Al menos, no mientras él respirara.
Un leve suspiro lo devolvió a la cama. Claudia se había girado apenas. Sus labios secos intentaban formar palabras.
Se acercó con el vaso de agua.
—¿Quieres…?
Ella apenas asintió. Bebió dos sorbos con dificultad, evitando su mirada. Noah no insistió. No quería invadirla más de lo que ya lo hacía.
—Estás a salvo —repitió—. No tienes que hablar todavía.
Pero sí tenía que escuchar.
Se inclinó y, por un instante, sus dedos tocaron su mejilla con una ternura incongruente. El contacto hizo que Claudia se tensara, aunque no se alejó.

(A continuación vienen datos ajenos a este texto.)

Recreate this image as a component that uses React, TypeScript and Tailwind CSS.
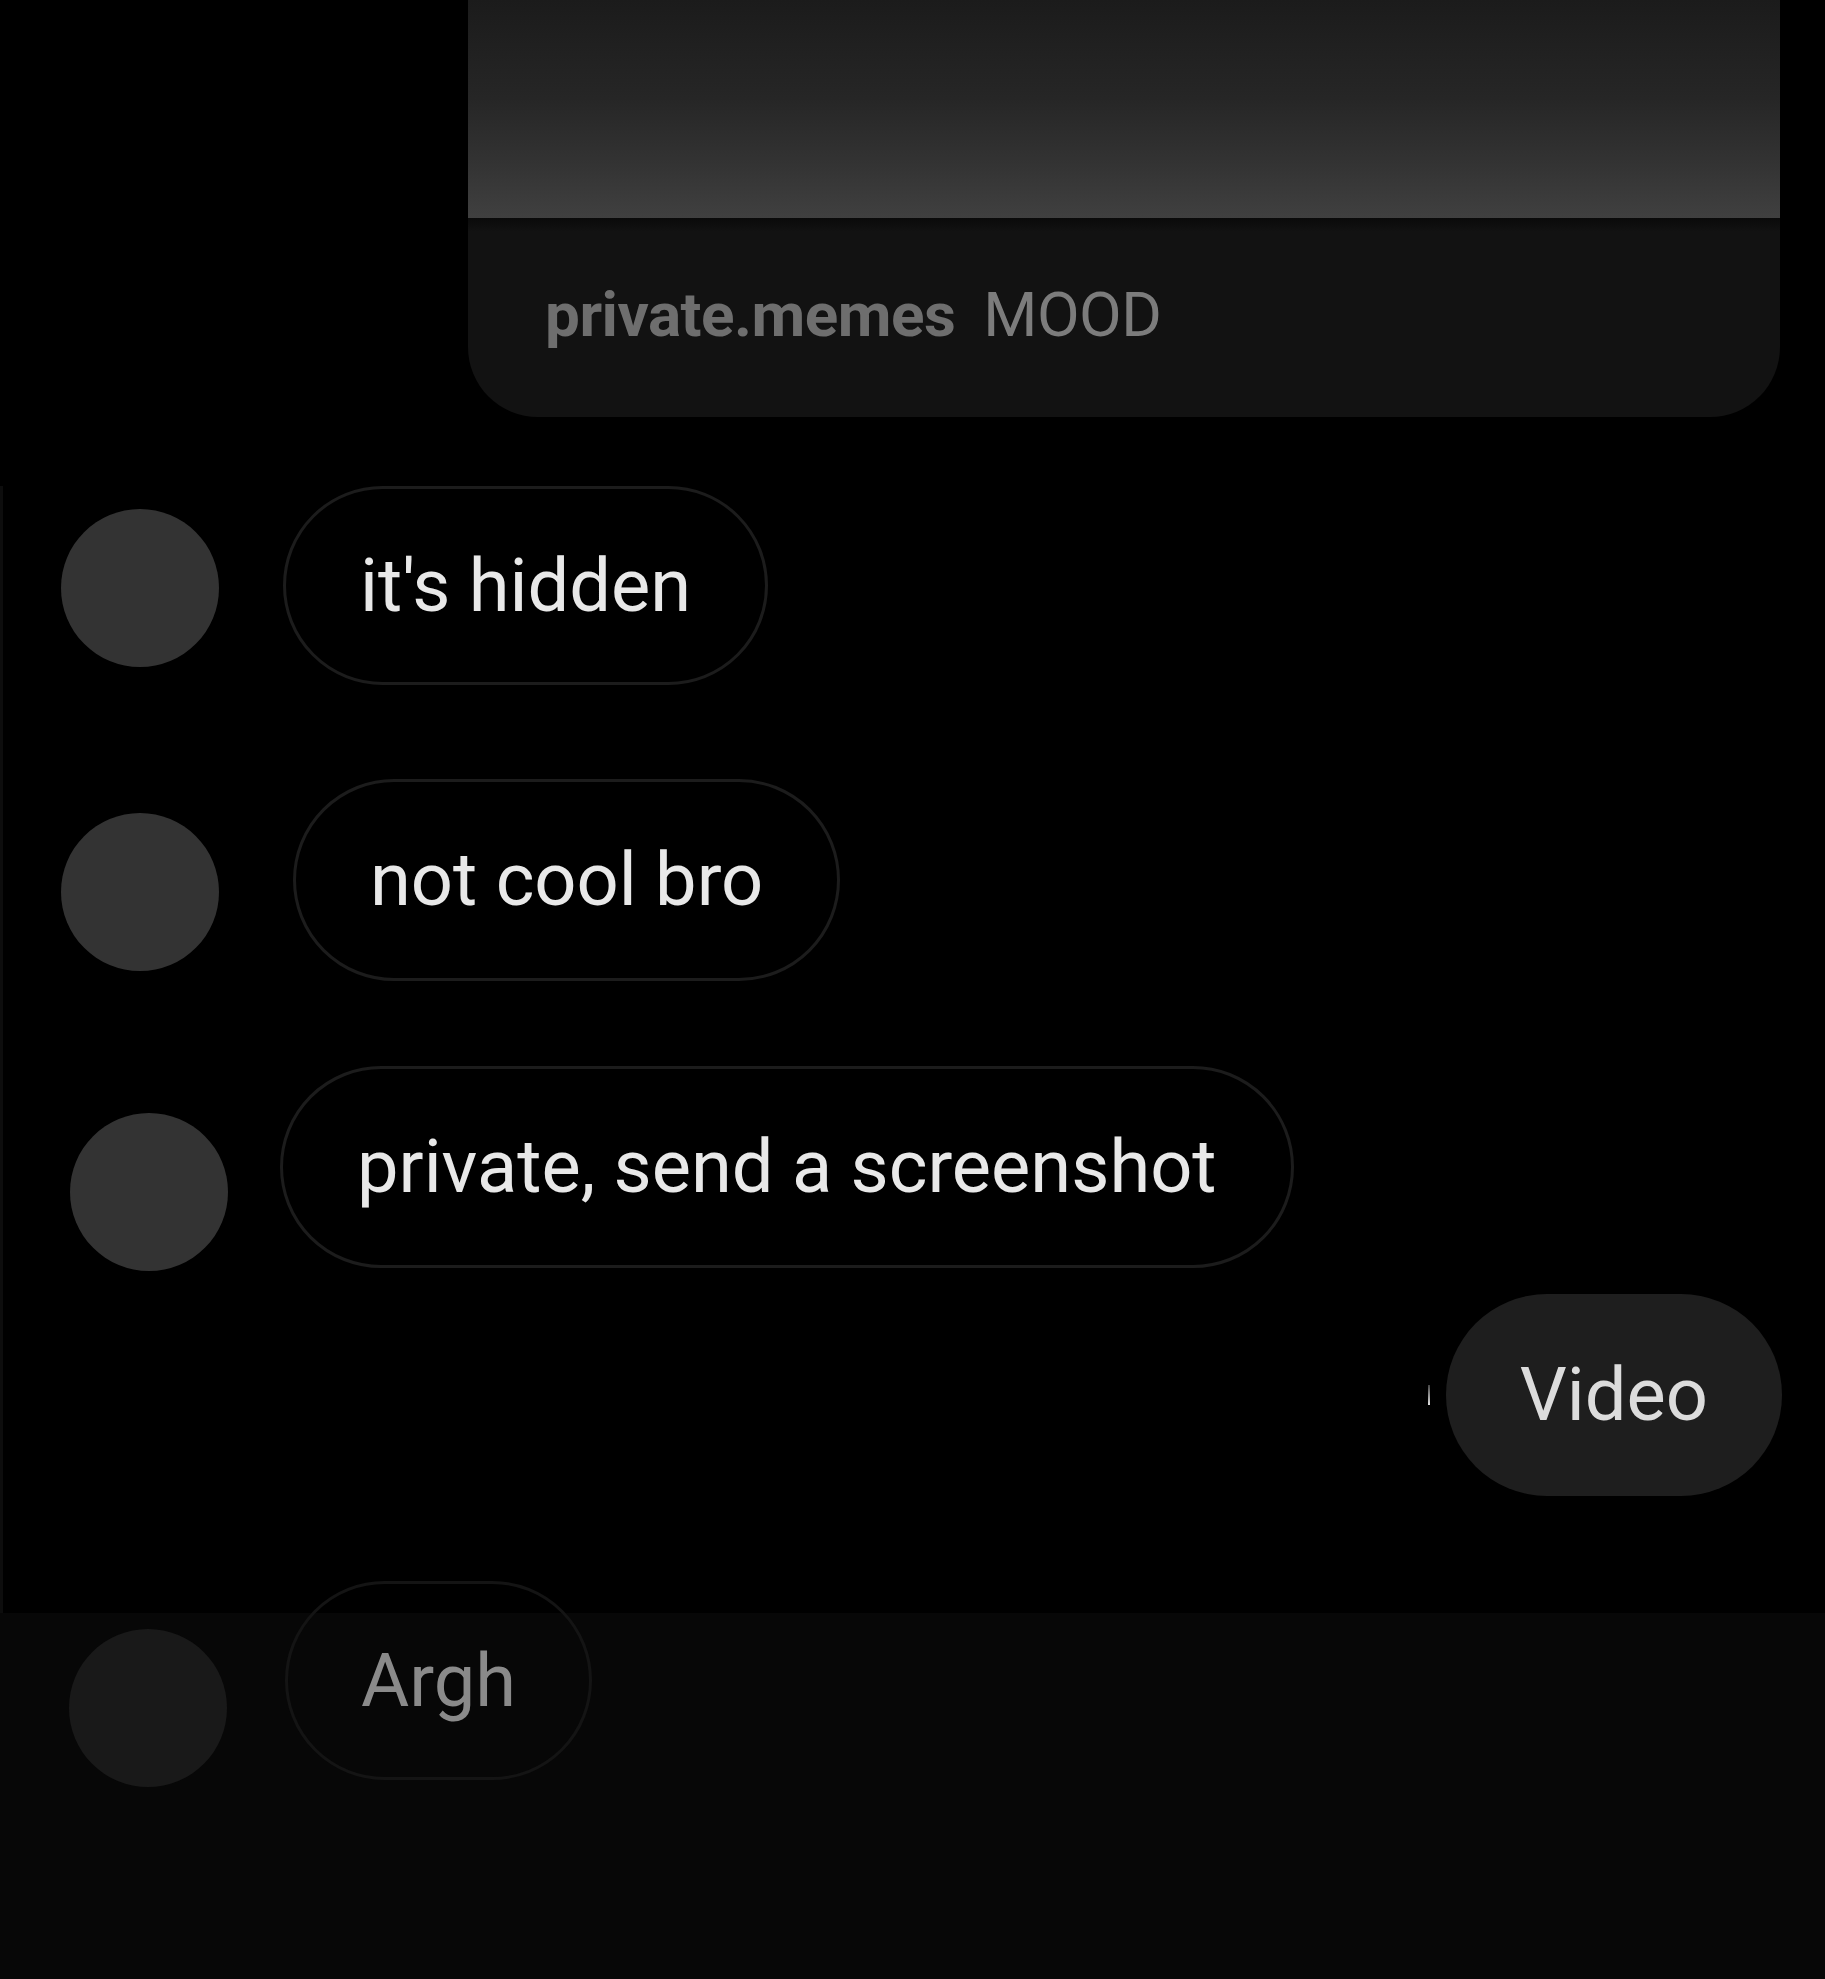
const incoming = [
  { text: "it's hidden", gap: "mt-[69px]", avatarLeft: "ml-[58px]", avatarTop: "mt-[23px]", bubbleGap: "ml-[64px]", height: "h-[199px]" },
  { text: "not cool bro", gap: "mt-[94px]", avatarLeft: "ml-[58px]", avatarTop: "mt-[34px]", bubbleGap: "ml-[74px]", height: "h-[202px]" },
  { text: "private, send a screenshot", gap: "mt-[85px]", avatarLeft: "ml-[67px]", avatarTop: "mt-[47px]", bubbleGap: "ml-[52px]", height: "h-[202px]" },
] as const;

function PostCard() {
  return (
    <div className="ml-[468px] w-[1312px] overflow-hidden rounded-b-[70px] bg-[#121212]">
      <div className="h-[218px] bg-[linear-gradient(180deg,#1b1b1b_0%,#262626_45%,#333333_75%,#404040_100%)]" />
      <div className="h-[14px] bg-[linear-gradient(180deg,#0a0a0a,#121212)]" />
      <div className="flex h-[185px] items-start gap-[28px] pl-[77px] pt-[52px] text-[62px] leading-none tracking-[-0.5px]">
        <span className="font-bold text-[#6e6e6e]">private.memes</span>
        <span className="text-[#7c7c7c]">MOOD</span>
      </div>
    </div>
  );
}

export default function App() {
  return (
    <div className="min-h-[1979px] w-full bg-[linear-gradient(180deg,#000_1613px,#070707_1613px)] font-['Roboto','Liberation_Sans',sans-serif] text-[74px] leading-none">
      <PostCard />

      <div className="border-l-[3px] border-[#0d0d0d] pb-[117px]">
        {incoming.map((m) => (
          <div key={m.text} className={`flex items-start ${m.gap}`}>
            <div className={`h-[158px] w-[158px] shrink-0 rounded-full bg-[#333333] ${m.avatarLeft} ${m.avatarTop}`} />
            <div
              className={`flex items-center rounded-full border-[3px] border-[#1c1c1c] bg-black px-[74px] text-[#e8e8e8] ${m.height} ${m.bubbleGap}`}
            >
              {m.text}
            </div>
          </div>
        ))}

        <div className="mt-[23px] flex items-center justify-end gap-[16px] pr-[43px]">
          <span className="h-[20px] w-[2px] bg-[linear-gradient(180deg,#444,#e0e0e0)]" />
          <div className="flex h-[202px] items-center rounded-full bg-[#1e1e1e] px-[74px] text-[#dcdcdc]">
            Video
          </div>
        </div>
      </div>

      <div className="-mt-[32px] flex items-start">
        <div className="ml-[69px] mt-[48px] h-[158px] w-[158px] shrink-0 rounded-full bg-[#191919]" />
        <div className="ml-[58px] flex h-[199px] items-center rounded-full border-[3px] border-[#141414] px-[73px] text-[#8a8a8a]">
          Argh
        </div>
      </div>
    </div>
  );
}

Esa leve reacción fue suficiente para que Noah supiera que aún tenía que reconstruirla. O moldearla. Dependía de cómo se viera.
Caminó hacia su despacho y cerró la puerta de cristal con suavidad. Las pantallas lo esperaban como una extensión de su mente. Su mundo real no estaba en el dormitorio. Estaba aquí. En la información. En los rastros. En la cacería.
El rostro de James apareció en el centro de la pantalla. Esa mirada cínica, esa sonrisa torcida. Noah sintió cómo se le tensaban los puños.
—Ubicación actual desconocida, pero uno de sus camiones fue visto cruzando la frontera sur —dijo el analista en tiempo real—. Está en movimiento, pero no por mucho tiempo.
—Localiza al conductor. Lo quiero vivo. Y temblando.
El cursor pasó a una carpeta nueva: fotografías del lugar donde Claudia había estado retenida. Galpón industrial, cámaras destruidas, huellas parciales. Pero no importaba. Noah ya tenía hombres haciendo interrogatorios en las sombras. Algunos de los nombres ya empezaban a aparecer en los registros cruzados de tráfico y vigilancia privada.
Iban cayendo como fichas.
Volvió a mirar a través del vidrio. Claudia no dormía. Lo sabía.
Ella también lo observaba. Lo estudiaba. En silencio.
Y él lo permitía.
—No necesitas confiar en mí —dijo en voz baja—. Solo necesitas entender que nadie más hará lo que yo haré por ti. Nadie más va a arrancarte este dolor de raíz.
Volvió a su silla junto a la cama y le tendió la mano otra vez. Esta vez, Claudia la miró unos segundos más. Y luego, lentamente, la tomó. No con fuerza. No con entrega.
Pero tampoco con miedo.
Era un inicio.
—Vas a sanar. Y vas a volver a ser tú.
La miró, y en su mente, la imagen de Claudia riendo, la Claudia de antes, apareció por un instante. Una visión lejana. Una que pensó que ya no era posible. Pero ahora tenía una misión.
Y nadie, ni siquiera la muerte, iba a quitársela.
Noah se inclinó, besó la frente de Claudia con cuidado, y se alejó.
Afuera, la lluvia empezaba a calmarse.
Pero dentro de él, la tormenta apenas comenzaba.